В ночь на 14 мая, пересекая Ладожское озеро на давно знакомой «Восьмерке» («Б. П. № 8»), я дружески беседовал и с капитаном этого буксирного парохода, шлиссельбуржцем Николаем Дмитриевичем Бабошиным, и с его нынешним помощником Рубеном Мирзоевичем Бархударовым, и с молодым парнем — помощником механика Петром Егоровичем Крупиновым, чье жилье на берегу разбито, а уцелевшие вещи закопаны в землю, и с женой Бабошина Анной, ставшей на пароходе коком, чтобы ни в каких опасностях не покидать мужа…

Всматриваясь в белесую озерную гладь, я думал о том, сколько ими плавано, сколько видано, сколько испытано в навигацию прошлого года, когда перекрестья немецких стереотруб надвигались на силуэты советских пароходиков, бесстрашно перевозивших пассажиров и грузы под огнем неприятельских батарей!..

Бомбежки с воздуха часты и сейчас. Но, как я уже сказал, все становится привычным! Привычен был и этот рейс. Только прибавилось эпизодов, какие, для истории Ладожской водной блокадной трассы, я записываю, как и прежде при встречах с озерными капитанами…
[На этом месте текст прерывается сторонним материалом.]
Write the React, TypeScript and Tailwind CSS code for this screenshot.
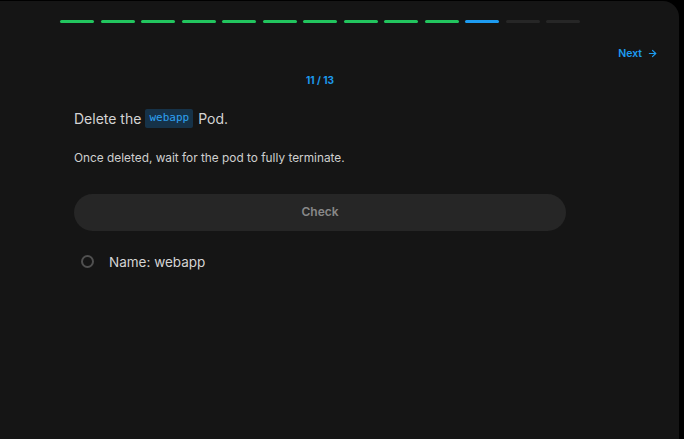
import { ArrowRight } from 'lucide-react';

const steps = Array.from({ length: 13 }, (_, i) => i);

export default function App() {
  const current = 10;

  return (
    <div className="h-[439px] w-[684px] overflow-hidden bg-black font-['Inter',sans-serif]">
      <div className="mt-px h-[460px] w-[679px] rounded-tr-2xl bg-[#151515]">
        {/* progress */}
        <div className="flex w-[640px] gap-[6.5px] px-[60px] pt-[19px]">
          {steps.map(i => (
            <div
              key={i}
              className={
                i < current
                  ? 'h-[3px] flex-1 rounded-full bg-[#22c55e]'
                  : i === current
                  ? 'h-[3px] flex-1 rounded-full bg-[#1d9bf0]'
                  : 'h-[3px] flex-1 rounded-full bg-[#262626]'
              }
            />
          ))}
        </div>

        <div className="mt-[23px] flex justify-end pr-[21px]">
          <button className="flex items-center gap-[5px] text-[10.5px] font-semibold text-[#1d9bf0]">
            Next
            <ArrowRight size={11} strokeWidth={2.5} />
          </button>
        </div>

        <div className="w-[640px]">
          <div className="mt-[11px] text-center text-[10px] font-bold text-[#1d9bf0]">11 / 13</div>
        </div>

        <div className="ml-[74px] w-[492px]">
          <p className="mt-[20px] flex items-center text-[14px] text-[#d4d4d4]">
            Delete the
            <code className="ml-[4px] mr-[5px] rounded-[2px] bg-[#163248] px-[4px] py-[1px] font-['DejaVu_Sans_Mono',monospace] text-[11px] text-[#2ea0f0]">
              webapp
            </code>
            Pod.
          </p>
          <p className="mt-[21px] text-[11.85px] text-[#cfcfcf]">Once deleted, wait for the pod to fully terminate.</p>

          <button className="mt-[26px] flex h-[37px] w-full items-center justify-center rounded-full bg-[#262626] text-[12px] font-semibold text-[#888888]">
            Check
          </button>

          <div className="mt-[21px] flex items-center gap-[15px] pl-[7px]">
            <span className="h-[13px] w-[13px] rounded-full border-2 border-[#505050]" />
            <span className="text-[13.5px] text-[#d4d4d4]">Name: webapp</span>
          </div>
        </div>
      </div>
    </div>
  );
}
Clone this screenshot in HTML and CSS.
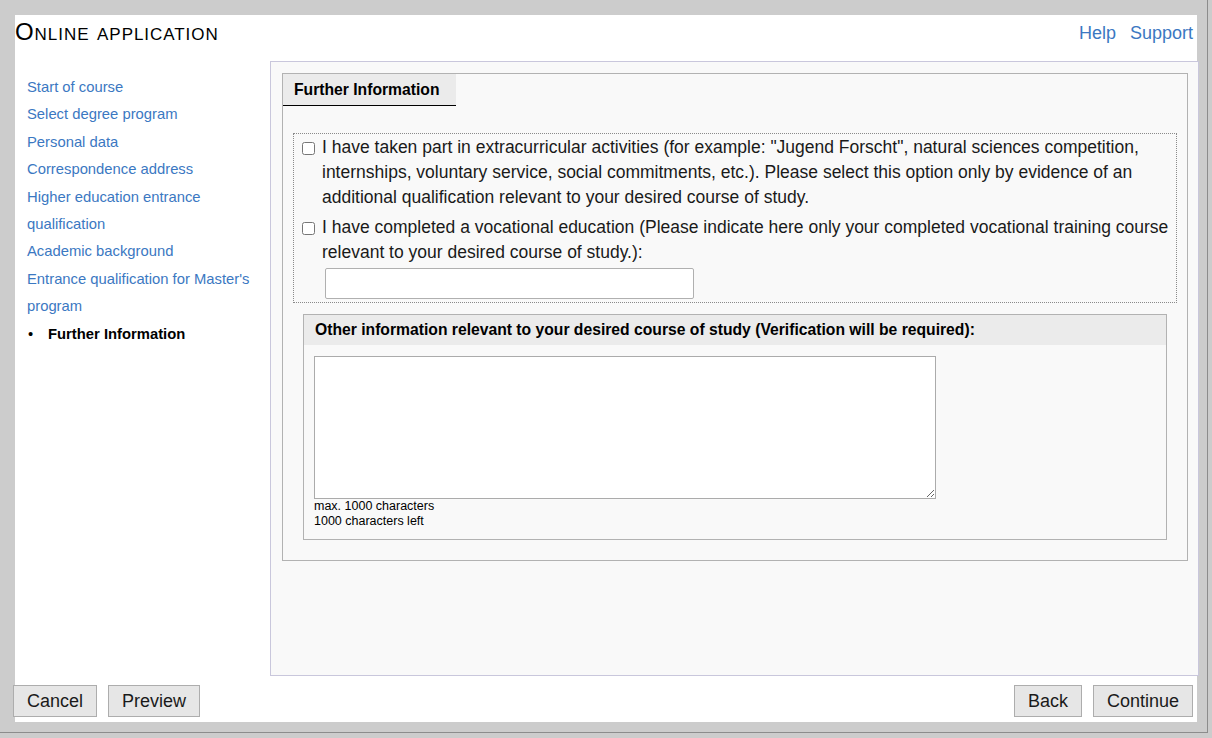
FILE: index.html
```html
<!DOCTYPE html>
<html lang="en">
<head>
<meta charset="utf-8">
<title>Online application</title>
<link rel="stylesheet" href="styles.css">
</head>
<body>
<div class="frame">
  <div class="page">
    <header class="top">
      <h1 class="title">Online application</h1>
      <nav class="toplinks">
        <a href="#">Help</a>
        <a href="#">Support</a>
      </nav>
    </header>
    <div class="body">
      <nav class="side">
        <ul class="steps">
          <li><a href="#">Start of course</a></li>
          <li><a href="#">Select degree program</a></li>
          <li><a href="#">Personal data</a></li>
          <li><a href="#">Correspondence address</a></li>
          <li><a href="#">Higher education entrance qualification</a></li>
          <li><a href="#">Academic background</a></li>
          <li><a href="#">Entrance qualification for Master's program</a></li>
          <li class="current">Further Information</li>
        </ul>
      </nav>
      <main class="panel">
        <section class="card">
          <div class="tabrow"><div class="tab">Further Information</div></div>
          <div class="options">
            <label class="opt">
              <input type="checkbox" class="chk">
              <span>I have taken part in extracurricular activities (for example: "Jugend Forscht", natural sciences competition, internships, voluntary service, social commitments, etc.). Please select this option only by evidence of an additional qualification relevant to your desired course of study.</span>
            </label>
            <div class="opt">
              <input type="checkbox" class="chk" id="voc">
              <div class="opttext">
                <label for="voc">I have completed a vocational education (Please indicate here only your completed vocational training course relevant to your desired course of study.):</label>
                <input type="text" class="txt">
              </div>
            </div>
          </div>
          <div class="other">
            <div class="otherhead">Other information relevant to your desired course of study (Verification will be required):</div>
            <div class="otherbody">
              <textarea class="area"></textarea>
              <div class="hint">max. 1000 characters</div>
              <div class="hint">1000 characters left</div>
            </div>
          </div>
        </section>
      </main>
    </div>
    <footer class="actions">
      <div class="group">
        <button class="btn">Cancel</button>
        <button class="btn">Preview</button>
      </div>
      <div class="group">
        <button class="btn">Back</button>
        <button class="btn">Continue</button>
      </div>
    </footer>
  </div>
</div>
</body>
</html>
```
FILE: styles.css
```css
* { box-sizing: border-box; }

html, body {
  margin: 0;
  padding: 0;
  background: #cccccc;
  font-family: "Liberation Sans", Arial, sans-serif;
  color: #1a1a1a;
}

.frame {
  width: 1208px;
  height: 733px;
  padding: 15px 0 0 15px;
  border-right: 1px solid #8c8c8c;
  border-bottom: 1px solid #8c8c8c;
}

.page {
  width: 1182px;
  height: 707px;
  background: #ffffff;
  display: flex;
  flex-direction: column;
}

.top {
  height: 46px;
  display: flex;
  justify-content: space-between;
  align-items: flex-start;
}

.title {
  margin: 0;
  padding-top: 3px;
  font-size: 24px;
  line-height: 27px;
  font-weight: normal;
  font-variant: small-caps;
  letter-spacing: 0.95px;
  color: #000;
}

.toplinks {
  display: flex;
  gap: 14px;
  padding-top: 6px;
  padding-right: 4px;
  font-size: 18px;
  line-height: 24px;
}

.toplinks a,
.steps a {
  color: #3b78c2;
  text-decoration: none;
}

.body {
  display: flex;
  height: 615px;
}

.side {
  width: 255px;
  flex: none;
  padding: 13px 12px 0 12px;
}

.steps {
  list-style: none;
  margin: 0;
  padding: 0;
  font-size: 14.8px;
  line-height: 27.4px;
}

.steps .current {
  font-weight: bold;
  color: #000;
  display: flex;
}

.steps .current::before {
  content: "\2022";
  font-weight: normal;
  width: 20px;
  padding-left: 1px;
}

.panel {
  width: 929px;
  flex: none;
  margin-right: -2px;
  border: 1px solid #c9c7dc;
  background: #f9f9f9;
  padding: 11px 10px 0 11px;
}

.card {
  border: 1px solid #b2b2b2;
  padding: 0 0 20px 0;
}

.tabrow {
  display: flex;
}

.tab {
  width: 173px;
  height: 32px;
  background: #ebebeb;
  border-bottom: 1px solid #000;
  padding: 6px 0 0 11px;
  font-size: 15.7px;
  font-weight: bold;
  line-height: 20px;
  color: #000;
}

.options {
  margin: 27px 10px 0 10px;
  border: 1px dotted #8a8a8a;
  padding: 1px 0 3px 8px;
  font-size: 17.5px;
  line-height: 25px;
}

.opt {
  display: flex;
  align-items: flex-start;
}

.opt + .opt {
  margin-top: 5px;
}

.chk {
  width: 13px;
  height: 13px;
  margin: 7px 7px 0 0;
  flex: none;
}

.opttext {
  display: flex;
  flex-direction: column;
  align-items: flex-start;
}

.txt {
  width: 369px;
  height: 31px;
  margin: 3px 0 0 3px;
  border: 1px solid #b0b0b0;
  border-radius: 2px;
  background: #fff;
}

.other {
  margin: 11px 20px 0 20px;
  border: 1px solid #b2b2b2;
}

.otherhead {
  height: 30px;
  background: #ebebeb;
  padding: 5px 0 0 11px;
  font-size: 15.7px;
  font-weight: bold;
  line-height: 20px;
  color: #000;
}

.otherbody {
  padding: 11px 10px 10px 10px;
}

.area {
  display: block;
  width: 622px;
  height: 143px;
  margin: 0;
  border: 1px solid #ababab;
  background: #fff;
  resize: both;
}

.hint {
  font-size: 12.5px;
  line-height: 15px;
  color: #000;
}

.actions {
  display: flex;
  justify-content: space-between;
  margin: 9px 4px 0 -2px;
}

.group {
  display: flex;
  gap: 11px;
}

.btn {
  height: 32px;
  padding: 0 13px;
  background: #e6e6e6;
  border: 1px solid #adadad;
  border-radius: 0;
  font-family: "Liberation Sans", Arial, sans-serif;
  font-size: 18px;
  color: #1a1a1a;
}
```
В восемь утра 14 мая столь же знакомый, скрипучий и дребезжащий поезд «ириновки» доставил меня в Ленинград…

Привычный быт

16 мая

…Никаких особых изменений не замечаю в облике города. Он — весенний, деревья, сады кудрявятся свежей зеленой листвой. Погода переменчива — то солнце, охорашивающее, принаряжающее город, то тучи и дождь, разливающие по городу северные серые тона. После Москвы и Ярославля, где люди спят с открытыми окнами, где по улицам ходить попросту жарко, — здесь многие в шинелях, и сам я хожу в свитере и в шинели, и это как раз впору. Проспект Володарского, улица Пестеля, Невский от Казанского до Штаба, площадь Урицкого, набережная Невы, канал Грибоедова, улица Воинова — вот места, которые я уже видел. Новых разрушений на них почти нет, цирк — цел (не всем рассказам «очевидцев» следует верить!). Но телефонная станция на улице Марата действительно сильно повреждена. Во втором этаже надстройки писателей, над воротами, — пробоина от снаряда. Такая же дыра, но уже заложенная кирпичом, в здании английского консульства, на углу Софьи Перовской и Невского. Проходя по улице Пестеля, видел издали два разрушенных дома. Вот, пожалуй, и все, что заметил пока. Город долбят, долбят, обстреливают каждый день, а он все стоит, и облик его все тот же, спокойный и величавый, любимый.